● Saved data entries:
####################

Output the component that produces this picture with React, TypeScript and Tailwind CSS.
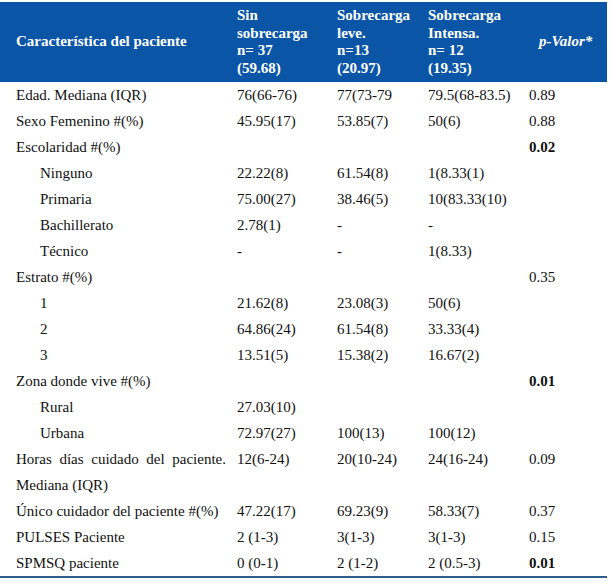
const rows: { label: string; indent?: boolean; v: string[]; p?: string; bold?: boolean; wrap?: boolean }[] = [
  { label: "Edad. Mediana (IQR)", v: ["76(66-76)", "77(73-79", "79.5(68-83.5)"], p: "0.89" },
  { label: "Sexo Femenino #(%)", v: ["45.95(17)", "53.85(7)", "50(6)"], p: "0.88" },
  { label: "Escolaridad #(%)", v: ["", "", ""], p: "0.02", bold: true },
  { label: "Ninguno", indent: true, v: ["22.22(8)", "61.54(8)", "1(8.33(1)"] },
  { label: "Primaria", indent: true, v: ["75.00(27)", "38.46(5)", "10(83.33(10)"] },
  { label: "Bachillerato", indent: true, v: ["2.78(1)", "-", "-"] },
  { label: "Técnico", indent: true, v: ["-", "-", "1(8.33)"] },
  { label: "Estrato #(%)", v: ["", "", ""], p: "0.35" },
  { label: "1", indent: true, v: ["21.62(8)", "23.08(3)", "50(6)"] },
  { label: "2", indent: true, v: ["64.86(24)", "61.54(8)", "33.33(4)"] },
  { label: "3", indent: true, v: ["13.51(5)", "15.38(2)", "16.67(2)"] },
  { label: "Zona donde vive #(%)", v: ["", "", ""], p: "0.01", bold: true },
  { label: "Rural", indent: true, v: ["27.03(10)", "", ""] },
  { label: "Urbana", indent: true, v: ["72.97(27)", "100(13)", "100(12)"] },
  { label: "Horas días cuidado del paciente. Mediana (IQR)", wrap: true, v: ["12(6-24)", "20(10-24)", "24(16-24)"], p: "0.09" },
  { label: "Único cuidador del paciente #(%)", v: ["47.22(17)", "69.23(9)", "58.33(7)"], p: "0.37" },
  { label: "PULSES Paciente", v: ["2 (1-3)", "3(1-3)", "3(1-3)"], p: "0.15" },
  { label: "SPMSQ paciente", v: ["0 (0-1)", "2 (1-2)", "2 (0.5-3)"], p: "0.01", bold: true },
];

export default function App() {
  return (
    <div className="w-[610px] h-[581px] bg-white pt-[2px] font-['Liberation_Serif',serif] text-[15px] text-[#111]">
      <table className="w-[607px] table-fixed border-collapse border-b-2 border-[#2d5f8e]">
        <colgroup>
          <col className="w-[229px]" />
          <col className="w-[100px]" />
          <col className="w-[91px]" />
          <col className="w-[101px]" />
          <col className="w-[86px]" />
        </colgroup>
        <thead>
          <tr className="bg-[#0a55a6] text-white font-bold h-[80px] leading-[17.5px]">
            <th className="text-left align-middle pl-4">Característica del paciente</th>
            <th className="text-left align-middle pl-2">
              Sin<br />sobrecarga<br />n= 37<br />(59.68)
            </th>
            <th className="text-left align-middle pl-2">
              Sobrecarga<br />leve.<br />n=13<br />(20.97)
            </th>
            <th className="text-left align-middle pl-2">
              Sobrecarga<br />Intensa.<br />n= 12<br />(19.35)
            </th>
            <th className="text-left align-middle pl-[18px] italic">p-Valor*</th>
          </tr>
        </thead>
        <tbody className="leading-[26px]">
          {rows.map((r, i) => (
            <tr key={i} className="align-top">
              <td className={r.indent ? "pl-10" : r.wrap ? "pl-4 pr-[3px] text-justify" : "pl-4 whitespace-nowrap"}>
                {r.label}
              </td>
              {r.v.map((c, j) => (
                <td key={j} className="pl-2 whitespace-nowrap">{c}</td>
              ))}
              <td className={`pl-2 ${r.bold ? "font-bold" : ""}`}>{r.p ?? ""}</td>
            </tr>
          ))}
        </tbody>
      </table>
    </div>
  );
}
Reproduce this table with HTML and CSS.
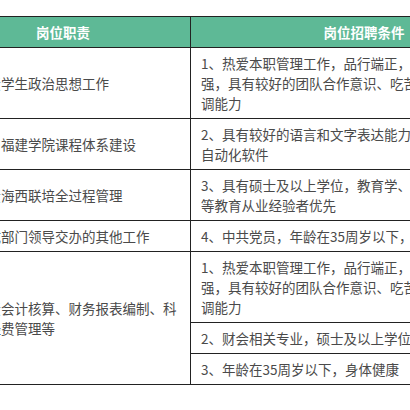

####################

● STATED GOAL: Pictures in the records should not appear in your copy, but everything else must be transcribed exactly.

● RESPONSE BELOW:
Output the component that produces this picture with React, TypeScript and Tailwind CSS.
const rows: { label: string; indent?: boolean; v: string[]; p?: string; bold?: boolean; wrap?: boolean }[] = [
  { label: "Edad. Mediana (IQR)", v: ["76(66-76)", "77(73-79", "79.5(68-83.5)"], p: "0.89" },
  { label: "Sexo Femenino #(%)", v: ["45.95(17)", "53.85(7)", "50(6)"], p: "0.88" },
  { label: "Escolaridad #(%)", v: ["", "", ""], p: "0.02", bold: true },
  { label: "Ninguno", indent: true, v: ["22.22(8)", "61.54(8)", "1(8.33(1)"] },
  { label: "Primaria", indent: true, v: ["75.00(27)", "38.46(5)", "10(83.33(10)"] },
  { label: "Bachillerato", indent: true, v: ["2.78(1)", "-", "-"] },
  { label: "Técnico", indent: true, v: ["-", "-", "1(8.33)"] },
  { label: "Estrato #(%)", v: ["", "", ""], p: "0.35" },
  { label: "1", indent: true, v: ["21.62(8)", "23.08(3)", "50(6)"] },
  { label: "2", indent: true, v: ["64.86(24)", "61.54(8)", "33.33(4)"] },
  { label: "3", indent: true, v: ["13.51(5)", "15.38(2)", "16.67(2)"] },
  { label: "Zona donde vive #(%)", v: ["", "", ""], p: "0.01", bold: true },
  { label: "Rural", indent: true, v: ["27.03(10)", "", ""] },
  { label: "Urbana", indent: true, v: ["72.97(27)", "100(13)", "100(12)"] },
  { label: "Horas días cuidado del paciente. Mediana (IQR)", wrap: true, v: ["12(6-24)", "20(10-24)", "24(16-24)"], p: "0.09" },
  { label: "Único cuidador del paciente #(%)", v: ["47.22(17)", "69.23(9)", "58.33(7)"], p: "0.37" },
  { label: "PULSES Paciente", v: ["2 (1-3)", "3(1-3)", "3(1-3)"], p: "0.15" },
  { label: "SPMSQ paciente", v: ["0 (0-1)", "2 (1-2)", "2 (0.5-3)"], p: "0.01", bold: true },
];

export default function App() {
  return (
    <div className="w-[610px] h-[581px] bg-white pt-[2px] font-['Liberation_Serif',serif] text-[15px] text-[#111]">
      <table className="w-[607px] table-fixed border-collapse border-b-2 border-[#2d5f8e]">
        <colgroup>
          <col className="w-[229px]" />
          <col className="w-[100px]" />
          <col className="w-[91px]" />
          <col className="w-[101px]" />
          <col className="w-[86px]" />
        </colgroup>
        <thead>
          <tr className="bg-[#0a55a6] text-white font-bold h-[80px] leading-[17.5px]">
            <th className="text-left align-middle pl-4">Característica del paciente</th>
            <th className="text-left align-middle pl-2">
              Sin<br />sobrecarga<br />n= 37<br />(59.68)
            </th>
            <th className="text-left align-middle pl-2">
              Sobrecarga<br />leve.<br />n=13<br />(20.97)
            </th>
            <th className="text-left align-middle pl-2">
              Sobrecarga<br />Intensa.<br />n= 12<br />(19.35)
            </th>
            <th className="text-left align-middle pl-[18px] italic">p-Valor*</th>
          </tr>
        </thead>
        <tbody className="leading-[26px]">
          {rows.map((r, i) => (
            <tr key={i} className="align-top">
              <td className={r.indent ? "pl-10" : r.wrap ? "pl-4 pr-[3px] text-justify" : "pl-4 whitespace-nowrap"}>
                {r.label}
              </td>
              {r.v.map((c, j) => (
                <td key={j} className="pl-2 whitespace-nowrap">{c}</td>
              ))}
              <td className={`pl-2 ${r.bold ? "font-bold" : ""}`}>{r.p ?? ""}</td>
            </tr>
          ))}
        </tbody>
      </table>
    </div>
  );
}
Reproduce this table with HTML and CSS.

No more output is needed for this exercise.